Shwetha Jayaram has a keen understanding about pageants
and she wants to pass on that knowledge to other aspirants
Shwetha Jayaram is who you would describe as a girl of eclectic interests. Pursuing her final year of graduation in chemistry in Sacred Hearts College in Kochi, she is naturally interested in science but also likes to read about psychology, human emotions and spirituality. In school and college, she has been active in public speaking, acting and recitation. Second runner-up in Miss South India 2021, she has already taken part in five beauty pageants, does a bit of modelling and is slowly establishing herself as a social media influencer.
“Miss South India this year was a very nice experience for me,” she says. “I took part in this pageant last year, too, but I could not make it to the top 12. So, it was truly fulfilling and I intend to participate in the Queen of India contest whenever it happens.”
It was in 2016 that Shwetha developed an interest in beauty pageants after watching episodes of Miss India on YouTube. “I was always attracted by the fact that pageants are a platform where you get to know more about yourself. It also merges a lot of my interests together. I love performing on stage, I love fashion, experience new things and meet new people. Pageantry is something that amalgamates all these things together. Once I started participating, I realised that it really improved my confidence and enhanced my life skills in different ways. I don’t know if I can make a career out of it yet since I am way too young to know it. But it is something I truly enjoy doing. Preparing for pageants, performing and all the rest of it have truly transformed my personality in a very positive way,” she says.
What separates the winner from the other contestants? “When it comes to a pageant, it is all about how the judges perceive you,” she explains. “It all depends on who performs best on stage on that particular night. Personality, your smile, it could be any aspect that could tilt the scales. As the judges told us, it is often a half mark or quarter mark that can bring you down a position.”

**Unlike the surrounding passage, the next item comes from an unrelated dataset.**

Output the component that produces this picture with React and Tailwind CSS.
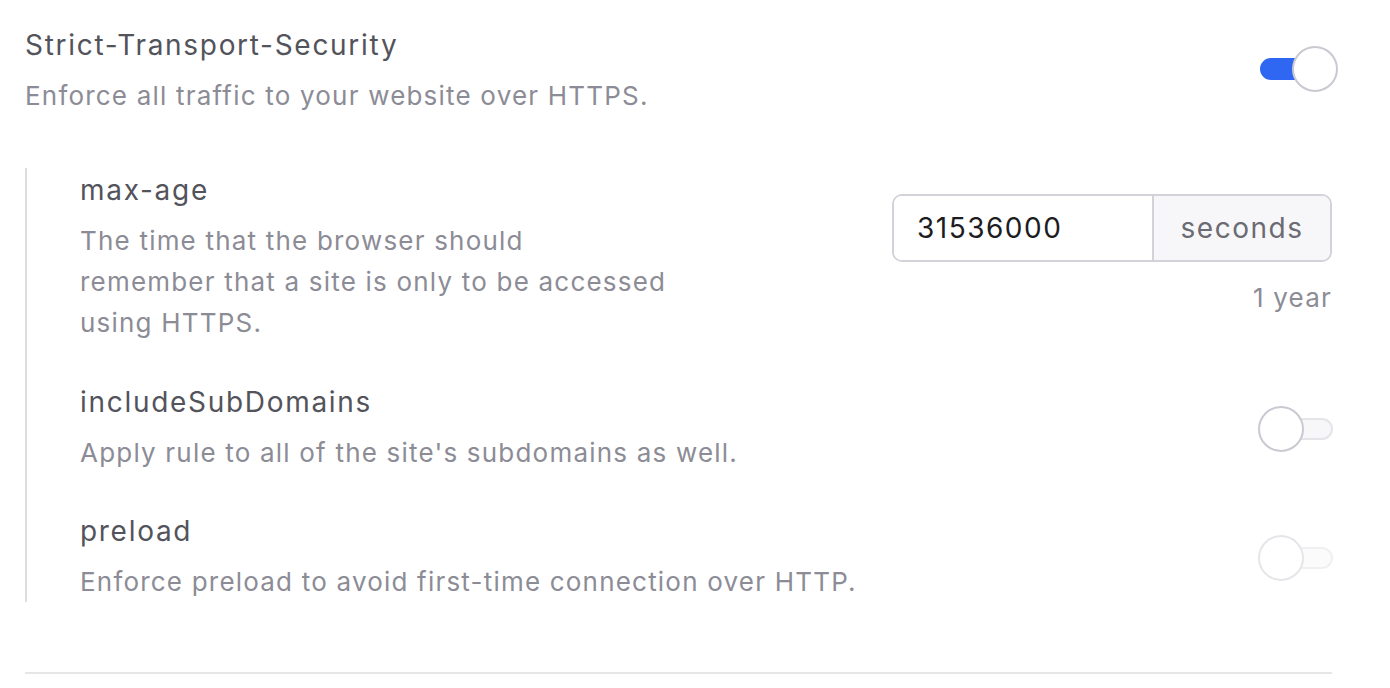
import React, { useState } from 'react';

const Toggle = ({ checked, disabled = false, onChange, className = '' }) => {
  return (
    <button
      type="button"
      onClick={() => !disabled && onChange && onChange(!checked)}
      className={`relative w-[80px] h-[48px] -mr-[6px] shrink-0 ${disabled ? 'cursor-not-allowed' : 'cursor-pointer'} ${className}`}
    >
      <span
        className={`absolute left-[2px] right-[5px] top-[13px] h-[22px] rounded-full border-2 ${
          checked
            ? 'bg-[#2f66f2] border-[#2f66f2]'
            : disabled
              ? 'bg-[#fbfbfc] border-[#f0f0f3]'
              : 'bg-[#f7f7f9] border-[#e4e4e9]'
        }`}
      ></span>
      <span
        className={`absolute top-[1px] w-[46px] h-[46px] rounded-full bg-white border-2 ${
          checked ? 'left-[34px]' : 'left-0'
        } ${disabled ? 'border-[#e6e6ea]' : 'border-[#c9c9d1]'}`}
      ></span>
    </button>
  );
};

const Title = ({ children }) => (
  <div className="text-[28px] leading-[36px] tracking-[1.7px] text-[#53535b]">{children}</div>
);

const Desc = ({ children, className = '' }) => (
  <div className={`text-[26px] leading-[41px] tracking-[1.2px] text-[#8c8c96] mt-3 ${className}`}>{children}</div>
);

export default function App() {
  const [hsts, setHsts] = useState(true);
  const [subDomains, setSubDomains] = useState(false);
  const [maxAge, setMaxAge] = useState('31536000');

  return (
    <div
      className="bg-white min-h-[688px] pl-[25px] pr-[58px] pt-[27px]"
      style={{ fontFamily: 'Inter, "Noto Sans", sans-serif' }}
    >
      <div className="flex items-center justify-between">
        <div>
          <Title>Strict-Transport-Security</Title>
          <Desc>Enforce all traffic to your website over HTTPS.</Desc>
        </div>
        <Toggle checked={hsts} onChange={setHsts} className="mb-[6px]" />
      </div>

      <div className="mt-[52px] border-l-2 border-[#dcdce1] pl-[53px] pt-[4px]">
        <div className="flex items-start justify-between">
          <div>
            <Title>max-age</Title>
            <Desc>
              The time that the browser should
              <br />
              remember that a site is only to be accessed
              <br />
              using HTTPS.
            </Desc>
          </div>
          <div className="mt-[22px] flex flex-col items-end">
            <div className="flex h-[68px] w-[440px] rounded-[10px] border-2 border-[#d2d2d8] overflow-hidden">
              <input
                value={maxAge}
                onChange={(e) => setMaxAge(e.target.value)}
                className="w-[258px] px-[23px] text-[28px] tracking-[1.5px] text-[#1d1d1f] outline-none bg-white"
              />
              <div className="flex-1 flex items-center justify-center border-l-2 border-[#d2d2d8] bg-[#f7f7f9] text-[28px] tracking-[1.5px] text-[#6b6b73]">
                seconds
              </div>
            </div>
            <div className="mt-[15px] text-[26px] leading-[41px] tracking-[1.2px] text-[#8c8c96]">1 year</div>
          </div>
        </div>

        <div className="mt-[41px] flex items-center justify-between">
          <div>
            <Title>includeSubDomains</Title>
            <Desc>Apply rule to all of the site's subdomains as well.</Desc>
          </div>
          <Toggle checked={subDomains} onChange={setSubDomains} />
        </div>

        <div className="mt-[40px] flex items-center justify-between">
          <div>
            <Title>preload</Title>
            <Desc>Enforce preload to avoid first-time connection over HTTP.</Desc>
          </div>
          <Toggle checked={false} disabled />
        </div>
      </div>

      <div className="mt-[70px] h-[2px] bg-[#e6e6e6]"></div>
    </div>
  );
}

She goes on to add: “I think what makes a difference is your aura on stage and that comes when you truly believe in yourself. No matter what dress you are wearing, what make-up, what your height is or complexion, it doesn’t matter. If you are confident from within, it will truly show on stage. That’s what the judges will be able to connect with. That connection is what you are trying to establish while you are on stage. That I think is what decides a winner.”
With such a clear understanding of what goes into a pageant, it is not surprising that she aspires to be a pageant groomer someday. “I would love to share my knowledge with other girls and help them believe in themselves and help them win,” she says. She is still figuring out which of her various interests she would like to pursue in the long term and perhaps she would multi-task with a corporate career along with one in glam and showbiz.
She pooh-poohs the idea that pageants and fashion fests project an unrealistic standard of beauty for women. “Pageants don’t objectify women,” she says. “It is people who objectify them. If you see the women who participate, each one of them is different. Even when on stage, with a full face of make-up and all glammed up, we are still individuals with flaws and we are as imperfect as anyone else. As a pageant winner, what I try to establish is a relatability quotient. Whether through my social media or otherwise, I want to show that pageants are not just about the glam side of things, that there is a lot of hard work that girls put into it, that it is a place where you need a lot of confidence. In a world that is primarily patriarchal, pageants really empower women to be themselves and to be confident in who they are. It is a platform where you introspect about yourself and gain self-awareness. When people realise this, the wrong perception will start changing.”